I drained the sunflower seeds and arranged them prettily on a pizza pan with the squash seeds, in a single layer. I figured that although the sunflower seeds were smaller than the squash seeds the fact that they were wet would bring their roasting time to about the same length. And I was right: after 10 minutes, the squash seeds were nice and brown and the sunflower seeds were crisp and dry.

A small piece of advice: watch those seeds carefully because those suckers can go brown in the blink of an eye. I only just got the squash seeds out of the oven in the nick of time!

And the result? Fantastic. The squash seeds were the definite winners in flavour and texture. In fact, they were exactly like I remember pumpkin seeds tasting when I lived in the US. (For some reason, the pumpkin variety I find here yields very rubbery seeds...I'm experimenting with a slow low roast to see if it will solve the problem...and if that doesn't work we'll try a quick, hot roast...) The sunflower seeds were a bit smaller than the commercial ones you find and for that reason you are pretty much obliged to eat them hulls and all. But they are organic and mine and the fruit of my own garden. So all in all, I thought it was a pretty successful experiment.

I finished the squash seeds about fifteen minutes after taking the photo. Now THAT'S success.

Posted by Meg in Sussex at October 5, 2005 1:49 PM | TrackBack Print-friendly version

Was it a very rainy summer, Meg? A white sheen sounds like powdery mildew, which is a fungal infection that happens when there are perpetually damp conditions. You can treat it with powders containing sulphur, but sometimes even that doesn't work.

Posted by Barbara on October 6, 2005 at 12:02 PM

Barbara, it was indeed a rainy summer. I don't suppose you know where (in Paris) one can buy sulfur? Do you dust the plant? Thanks for the tip!

Posted by Meg in Paris on October 7, 2005 at 3:24 PM

I roasted some seeds this weekend. After picking them out of the flower (Meg, I'll come over and do seeds for you someday. I seem to have near-infinite patience for the task). I boiled them in salted water, then dried and roasted them for a long time until they were nice and dry.

I can't wait to take a knife to a pumpkin now!
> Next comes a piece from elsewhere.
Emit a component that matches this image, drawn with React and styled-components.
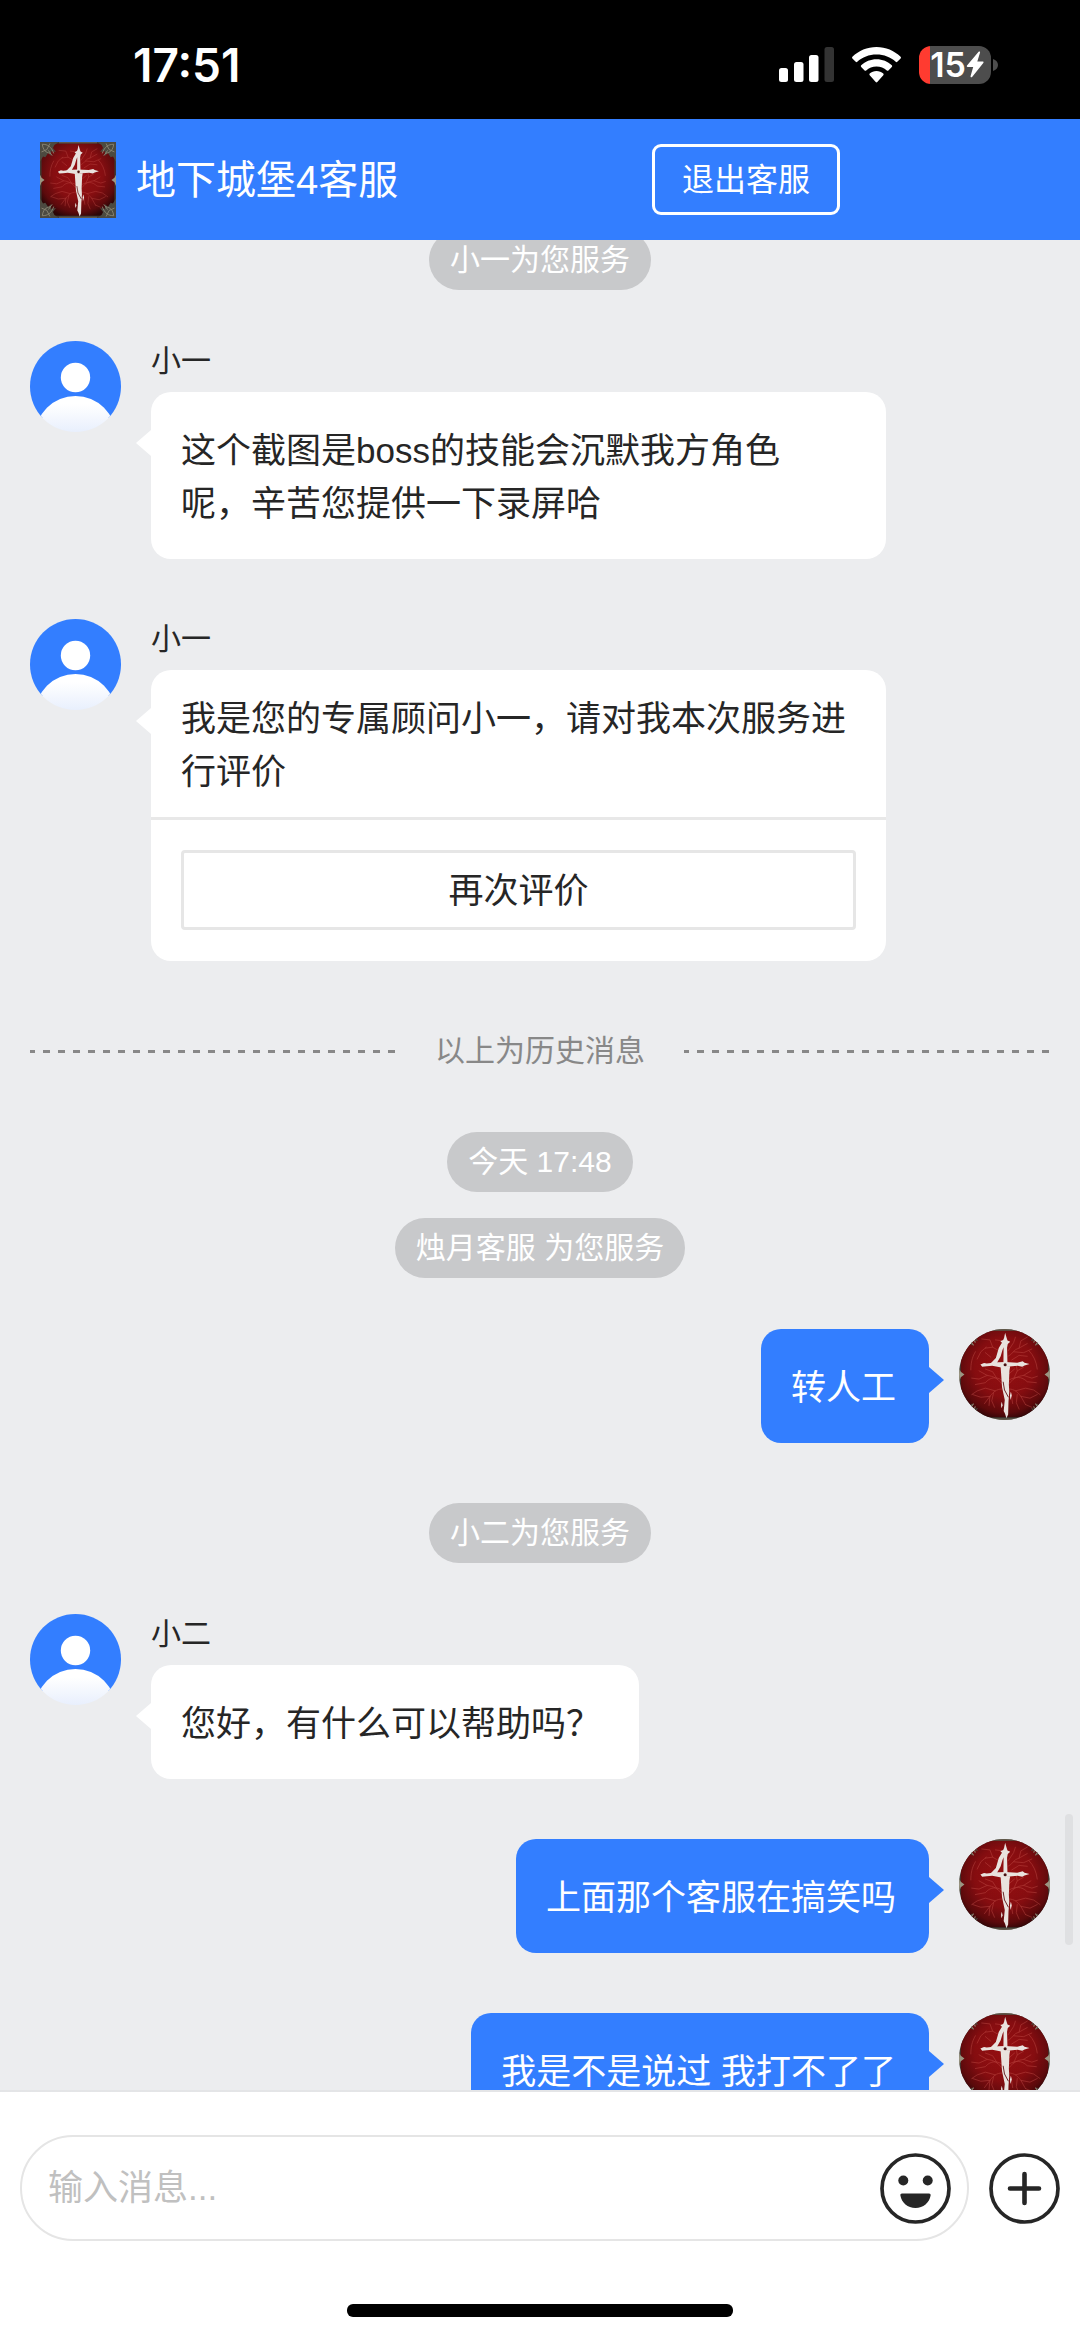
import React, { useState } from 'react';
import styled, { createGlobalStyle } from 'styled-components';


const GlobalStyle = createGlobalStyle`
  * {
    box-sizing: border-box;
  }

  body {
    margin: 0;
    background-color: #ffffff;
    color: #262626;
    font-family: 'Liberation Sans', 'Noto Sans CJK SC', sans-serif;
  }

  button, input {
    font-family: inherit;
    color: inherit;
  }
`

const StyledApp = styled.div`
  display: flex;
  flex-direction: column;
  height: 100vh;
  overflow: hidden;
`

/* status bar */

const StyledStatusBar = styled.div`
  display: flex;
  justify-content: space-between;
  align-items: center;
  flex: none;
  height: 119px;
  padding: 10px 82px 0 133px;
  background-color: #000000;
  color: #ffffff;
  font-family: 'Inter', sans-serif;
`

const Clock = styled.span`
  font-size: 46px;
  line-height: 54px;
  font-weight: 600;
`

const StatusIcons = styled.div`
  display: flex;
  align-items: center;
  gap: 18px;
`

const Battery = styled.span`
  display: flex;
  align-items: center;
  justify-content: flex-end;
  width: 72px;
  height: 38px;
  padding-right: 7px;
  border-radius: 12px;
  background: linear-gradient(to right, #ff3b30 11px, #4d4d4d 11px);
  font-size: 34px;
  line-height: 38px;
  font-weight: 600;
`

const BatteryWrap = styled.div`
  display: flex;
  align-items: center;
  gap: 2px;
`

/* header */

const StyledHeader = styled.header`
  display: flex;
  justify-content: space-between;
  align-items: center;
  flex: none;
  height: 121px;
  padding: 0 240px 0 40px;
  background-color: #337eff;
  color: #ffffff;
`

const Brand = styled.div`
  display: flex;
  align-items: center;
  gap: 20px;
`

const Title = styled.h1`
  margin: 0;
  font-size: 40px;
  line-height: 60px;
  font-weight: 400;
`

const ExitButton = styled.button`
  height: 71px;
  padding: 0 27px;
  border: 3px solid #ffffff;
  border-radius: 9px;
  background: transparent;
  font-size: 32px;
  line-height: 48px;
  cursor: pointer;
`

/* chat */

const StyledChat = styled.main`
  position: relative;
  flex: 1;
  min-height: 0;
  overflow: hidden;
  background-color: #ecedef;
`

const ScrollThumb = styled.div`
  position: absolute;
  right: 7px;
  bottom: 145px;
  width: 8px;
  height: 131px;
  border-radius: 4px;
  background-color: #dfe0e2;
`

const Thread = styled.div`
  display: flex;
  flex-direction: column;
  margin-top: -10px;
  padding: 0 30px;
`

const Notices = styled.div`
  display: flex;
  flex-direction: column;
  align-items: center;
  gap: 26px;
  margin-bottom: 51px;
`

const Notice = styled.p`
  margin: 0;
  padding: 0 21px;
  border-radius: 30px;
  background-color: #c8c9cb;
  color: #ffffff;
  font-size: 30px;
  line-height: 60px;
`

const HistoryDivider = styled.div`
  display: flex;
  align-items: center;
  gap: 39px;
  margin-bottom: 51px;
  color: #888888;
  font-size: 30px;
  line-height: 60px;

  &::before,
  &::after {
    content: '';
    flex: 1;
    height: 3px;
    background: repeating-linear-gradient(to right, #888888 0 5px, transparent 5px 13px, #888888 13px 15px);
  }
`

const MessageRow = styled.div`
  display: flex;
  flex-direction: ${({ $mine }) => ($mine ? 'row-reverse' : 'row')};
  align-items: flex-start;
  gap: 30px;
  margin-bottom: 60px;
`

const Avatar = styled.div`
  flex: none;
  width: 91px;
  height: 91px;
  border-radius: 50%;
  overflow: hidden;

  svg {
    display: block;
  }
`

const MessageBody = styled.div`
  max-width: 735px;
`

const Sender = styled.div`
  margin-bottom: 11px;
  font-size: 30px;
  line-height: 40px;
`

const Bubble = styled.div`
  position: relative;
  width: fit-content;
  border-radius: 20px;
  background-color: ${({ $mine }) => ($mine ? '#337eff' : '#ffffff')};
  color: ${({ $mine }) => ($mine ? '#ffffff' : '#262626')};
  font-size: 35px;
  line-height: 53px;

  &::before {
    content: '';
    position: absolute;
    top: 38px;
    ${({ $mine }) => ($mine ? 'left: 100%;' : 'right: 100%;')}
    width: 15px;
    height: 26px;
    background-color: inherit;
    clip-path: ${({ $mine }) => ($mine ? 'polygon(0 0, 100% 50%, 0 100%)' : 'polygon(100% 0, 0 50%, 100% 100%)')};
  }
`

const BubbleText = styled.p`
  margin: 0;
  padding: 32px ${({ $mine }) => ($mine ? '33px' : '38px')} 29px 30px;
`

const RateText = styled.p`
  margin: 0;
  padding: 22px 38px 19px 30px;
  border-bottom: 3px solid #e8e8e8;
`

const RateAction = styled.div`
  padding: 30px 30px 31px;
`

const RateButton = styled.button`
  display: block;
  width: 100%;
  height: 80px;
  padding: 0;
  border: 3px solid #e6e6e6;
  border-radius: 4px;
  background-color: #ffffff;
  font-size: 35px;
  line-height: 53px;
  cursor: pointer;
`

/* composer */

const StyledComposer = styled.form`
  display: flex;
  align-items: center;
  gap: 20px;
  flex: none;
  padding: 43px 20px 63px;
  border-top: 2px solid #e4e5e7;
  background-color: #ffffff;
`

const InputBox = styled.div`
  display: flex;
  align-items: center;
  flex: 1;
  height: 106px;
  padding: 0 16px 0 26px;
  border: 2px solid #e5e5e5;
  border-radius: 53px;
`

const MessageInput = styled.input`
  flex: 1;
  min-width: 0;
  height: 60px;
  padding: 0;
  border: none;
  outline: none;
  background: transparent;
  font-size: 35px;

  &::placeholder {
    color: #c0c0c0;
    opacity: 1;
  }
`

const IconButton = styled.button`
  flex: none;
  width: 71px;
  height: 71px;
  padding: 0;
  border: none;
  background: transparent;
  cursor: pointer;

  svg {
    display: block;
  }
`

const HomeBar = styled.div`
  flex: none;
  padding-bottom: 20px;

  &::before {
    content: '';
    display: block;
    width: 386px;
    height: 13px;
    margin: 0 auto;
    border-radius: 6px;
    background-color: #000000;
  }
`


const SignalIcon = () => (
    <svg width="55" height="36" viewBox="0 0 55 36" fill="#ffffff">
        <rect x="0" y="21" width="9" height="14" rx="2.5" />
        <rect x="15" y="15" width="9.5" height="20" rx="2.5" />
        <rect x="30" y="8" width="9.5" height="27" rx="2.5" />
        <rect x="45.5" y="0" width="9.5" height="35" rx="2.5" fill="#333333" />
    </svg>
)

const WifiIcon = () => (
    <svg width="49" height="36" viewBox="0 0 49 36" fill="#ffffff">
        <path d="M24.5 0C15.2 0 6.700 3.700.4 9.700c-.5.500-.5 1.200 0 1.700l3.300 3.400c.4.500 1.100.500 1.600 0C10.300 10.300 17 7.600 24.500 7.600s14.200 2.700 19.200 7.200c.5.500 1.200.500 1.600 0l3.300-3.400c.5-.5.500-1.200 0-1.700C42.300 3.700 33.800 0 24.500 0z" />
        <path d="M24.500 12.300c-5.900 0-11.300 2.300-15.300 6-.5.500-.5 1.200 0 1.700l3.400 3.400c.4.400 1.100.400 1.600 0 2.700-2.500 6.300-4 10.300-4s7.600 1.500 10.300 4c.5.400 1.200.400 1.600 0l3.400-3.400c.5-.5.500-1.200 0-1.700-4-3.700-9.400-6-15.300-6z" />
        <path d="M24.500 24c-2.600 0-5 1-6.800 2.600-.5.500-.5 1.100 0 1.600l6 6.900c.5.500 1.100.500 1.600 0l6-6.900c.5-.5.500-1.100 0-1.600C29.500 25 27.100 24 24.500 24z" />
    </svg>
)

const BoltIcon = () => (
    <svg width="18" height="27" viewBox="0 0 18 27" fill="#ffffff">
        <path d="M12.600.8 1 14.600c-.5.700-.1 1.400.6 1.400h5.600L4.600 25.100c-.3 1.100.8 1.700 1.500.8L17.300 12c.5-.7.200-1.400-.6-1.400h-5.400L14 1.700c.4-1.200-.7-1.700-1.400-.9z" />
    </svg>
)

const BatteryNub = () => (
    <svg width="5" height="12" viewBox="0 0 5 12" fill="#4d4d4d">
        <path d="M0 0c3 .8 5 3.200 5 6s-2 5.200-5 6z" />
    </svg>
)

const CORNERS = ['', 'translate(100 0) scale(-1 1)', 'translate(0 100) scale(1 -1)', 'translate(100 100) scale(-1 -1)']

const GameIcon = ({ size }) => (
    <svg width={size} height={size} viewBox="0 0 100 100">
        <defs>
            <radialGradient id="gameRed" cx="50%" cy="42%" r="62%">
                <stop offset="0" stopColor="#960f12" />
                <stop offset="0.55" stopColor="#860e11" />
                <stop offset="0.85" stopColor="#5c0a0c" />
                <stop offset="1" stopColor="#2c0607" />
            </radialGradient>
        </defs>
        <rect width="100" height="100" fill="#3d3a33" />
        <path d="M18 2h64l6 10 10 7v62l-9 7-7 9H18l-7-9-9-7V19l10-7z" fill="url(#gameRed)" />
        {/* veins */}
        <g fill="none" stroke="#c4504a" strokeWidth="0.8" strokeLinecap="round" opacity="0.6">
            <path d="M55 60c5-6 9-8 16-9l8-5M71 51l9 3 6-2M60 55l4-9 7-4M64 46l-1-6" />
            <path d="M55 66c6 0 9 3 13 8l5 9M68 74l10 2 8-4M62 68l11-3 9 2 7 5M73 83l7 3" />
            <path d="M55 56c7-4 14-4 20 2l10 1M54 50l7-6" />
            <path d="M47 60c-5-6-9-8-16-9l-9-5M31 51l-9 4-8-1M42 55l-5-8-8-3" />
            <path d="M47 66c-6 0-9 3-13 8l-6 8M34 74l-10 1-9-3M40 68l-11-3-9 3-6 4M34 74l-1 10" />
            <path d="M47 56c-6-4-13-3-18 3l-11 2M38 70l-2 9 3 7M64 72l-1 9 3 7M57 70l2 12" />
            <path d="M54 30c5-2 6-8 12-9l9-5M66 21l2-8 7-4M60 25l11 1 9-4M54 24l6-9 2-6" />
            <path d="M44 24l-7-4-8 1M37 20l-3-8-9-1M40 12l8 1M30 20l-6 5-4 8M35 31l-6-5" />
            <path d="M77 24c5 5 8 12 9 20M18 25c-4 7-5 13-5 20M58 34l8-5 9 1" />
        </g>
        {/* frame ornaments */}
        {CORNERS.map((transform) => (
            <g key={transform} transform={transform}>
                <path d="M0 0h25l-6 4-2 4 4 5-6-1-1 6-3-4-4 6-3-1-4 7z" fill="#4c4a40" />
                <path d="M3 3c7 0 12 3 15 12M3 3c1 7 4 11 11 12M2 13l7-3 4-8M11 11l5 7" fill="none" stroke="#8b8673" strokeWidth="1.200" />
            </g>
        ))}
        <path d="M0 43l2 4 4 3-4 3-2 5zM100 43l-2 4-4 3 4 3 2 5z" fill="#9a9682" />
        <path d="M25 99h50M25 1h50" stroke="#6d6250" strokeWidth="1.500" />
        {/* sword */}
        <g fill="#e9e2de">
            <path d="M50.700 4l1.700 6 .9 2.500 3 1.500-2.700 2.500-.8 4 .5 18h-4.500L49 20 47.800 23l-2 7-4.300 7.500-9 2.500 8-8 3.200-11 3.500-6-1.700-1.500 3-1.500 1-2z" />
            <path d="M23.500 39l4-1.700 3 .5 12-1.200 8.500-.3 13 .7 6-1.500 2 1.500 5.500 1.500-5.500 1.500-2.500 1.500-5-1.200-9 .9-9 1-10-1.700-6 .5-5 .5z" />
            <path d="M45.700 41h10.500l-.8 5-.6 15 .4 8-.8 11-.4 14-1.900 4-1.500-5-1.500-3 1.200-12-3-14z" />
            <path d="M57 69l1 4-1.500 5-.5-5zM47 80l1 4-1.500 3-.3-4z" />
        </g>
        <path d="M48.500 58l1.500 9 4.300 8" fill="none" stroke="#5c1214" strokeWidth="1" />
        <circle cx="50.700" cy="39.300" r="1.700" fill="#4a1012" />
    </svg>
)

const AgentIcon = () => (
    <svg width="91" height="91" viewBox="0 0 91 91">
        <defs>
            <linearGradient id="agentBody" x1="0" y1="0" x2="0" y2="1">
                <stop offset="0.100" stopColor="#ffffff" />
                <stop offset="0.450" stopColor="#e8effd" />
            </linearGradient>
        </defs>
        <rect width="91" height="77" fill="#337eff" />
        <circle cx="45.500" cy="36.500" r="14.700" fill="#ffffff" />
        <circle cx="45.500" cy="95.400" r="40.400" fill="url(#agentBody)" />
    </svg>
)

const SmileIcon = () => (
    <svg width="71" height="71" viewBox="0 0 71 71" fill="#262626">
        <circle cx="35.500" cy="35.500" r="33.500" fill="none" stroke="#262626" strokeWidth="3.700" />
        <circle cx="23.300" cy="27.500" r="5" />
        <circle cx="47.700" cy="27.500" r="5" />
        <path d="M22 40.500h27c1.200 0 1.800.8 1.600 2C49.500 49.500 43.300 55 35.500 55s-14-5.500-15.100-12.500c-.2-1.200.4-2 1.600-2z" />
    </svg>
)

const PlusIcon = () => (
    <svg width="71" height="71" viewBox="0 0 71 71" fill="none" stroke="#262626" strokeLinecap="round">
        <circle cx="35.500" cy="35.500" r="33.500" strokeWidth="3.700" />
        <path d="M35.500 21v29M21 35.500h29" strokeWidth="4.600" />
    </svg>
)


const AgentMessage = ({ name, children }) => (
    <MessageRow>
        <Avatar><AgentIcon /></Avatar>
        <MessageBody>
            <Sender>{name}</Sender>
            <Bubble>{children}</Bubble>
        </MessageBody>
    </MessageRow>
)

const MyMessage = ({ children }) => (
    <MessageRow $mine>
        <Avatar><GameIcon size={91} /></Avatar>
        <MessageBody>
            <Bubble $mine>
                <BubbleText $mine>{children}</BubbleText>
            </Bubble>
        </MessageBody>
    </MessageRow>
)

const App = () => {
    const [message, setMessage] = useState('');

    const handleSubmit = (e) => {
        e.preventDefault();
        setMessage('');
    }

    return (
        <StyledApp>
            <GlobalStyle />
            <StyledStatusBar>
                <Clock>17:51</Clock>
                <StatusIcons>
                    <SignalIcon />
                    <WifiIcon />
                    <BatteryWrap>
                        <Battery>15<BoltIcon /></Battery>
                        <BatteryNub />
                    </BatteryWrap>
                </StatusIcons>
            </StyledStatusBar>

            <StyledHeader>
                <Brand>
                    <GameIcon size={76} />
                    <Title>地下城堡4客服</Title>
                </Brand>
                <ExitButton type="button">退出客服</ExitButton>
            </StyledHeader>

            <StyledChat>
                <Thread>
                    <Notices>
                        <Notice>小一为您服务</Notice>
                    </Notices>
                    <AgentMessage name="小一">
                        <BubbleText>这个截图是boss的技能会沉默我方角色呢，辛苦您提供一下录屏哈</BubbleText>
                    </AgentMessage>
                    <AgentMessage name="小一">
                        <RateText>我是您的专属顾问小一，请对我本次服务进行评价</RateText>
                        <RateAction>
                            <RateButton type="button">再次评价</RateButton>
                        </RateAction>
                    </AgentMessage>
                    <HistoryDivider>以上为历史消息</HistoryDivider>
                    <Notices>
                        <Notice>今天 17:48</Notice>
                        <Notice>烛月客服 为您服务</Notice>
                    </Notices>
                    <MyMessage>转人工</MyMessage>
                    <Notices>
                        <Notice>小二为您服务</Notice>
                    </Notices>
                    <AgentMessage name="小二">
                        <BubbleText>您好，有什么可以帮助吗？</BubbleText>
                    </AgentMessage>
                    <MyMessage>上面那个客服在搞笑吗</MyMessage>
                    <MyMessage>我是不是说过 我打不了了</MyMessage>
                </Thread>
                <ScrollThumb />
            </StyledChat>

            <StyledComposer onSubmit={handleSubmit}>
                <InputBox>
                    <MessageInput
                        aria-label="输入消息"
                        placeholder="输入消息..."
                        value={message}
                        onChange={(e) => setMessage(e.target.value)}
                    />
                    <IconButton type="button" aria-label="表情"><SmileIcon /></IconButton>
                </InputBox>
                <IconButton type="button" aria-label="更多"><PlusIcon /></IconButton>
            </StyledComposer>
            <HomeBar />
        </StyledApp>
    );
};

export default App;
Posted by barrett on October 10, 2005 at 4:38 PM

Can I plant seeds next year from the sunflowers I grew this year? If so, how?

Please e-mail responses to badachi1@verizon.net


Posted by bonnie on October 18, 2005 at 8:33 PM


I've not tried it yet myself, but I've read that it's perfectly possible to save the seeds and plant them next year. From my gardening books I think the essential thing is to let them air dry completely and then store them in an enveloppe or somewhere that is not airtight. If they have any moisture, they can get mold and possibly become no longer viable. I've put aside a few of the sunflower seeds and the seeds from an acorn squash and am going to try to plant them next spring. Good luck!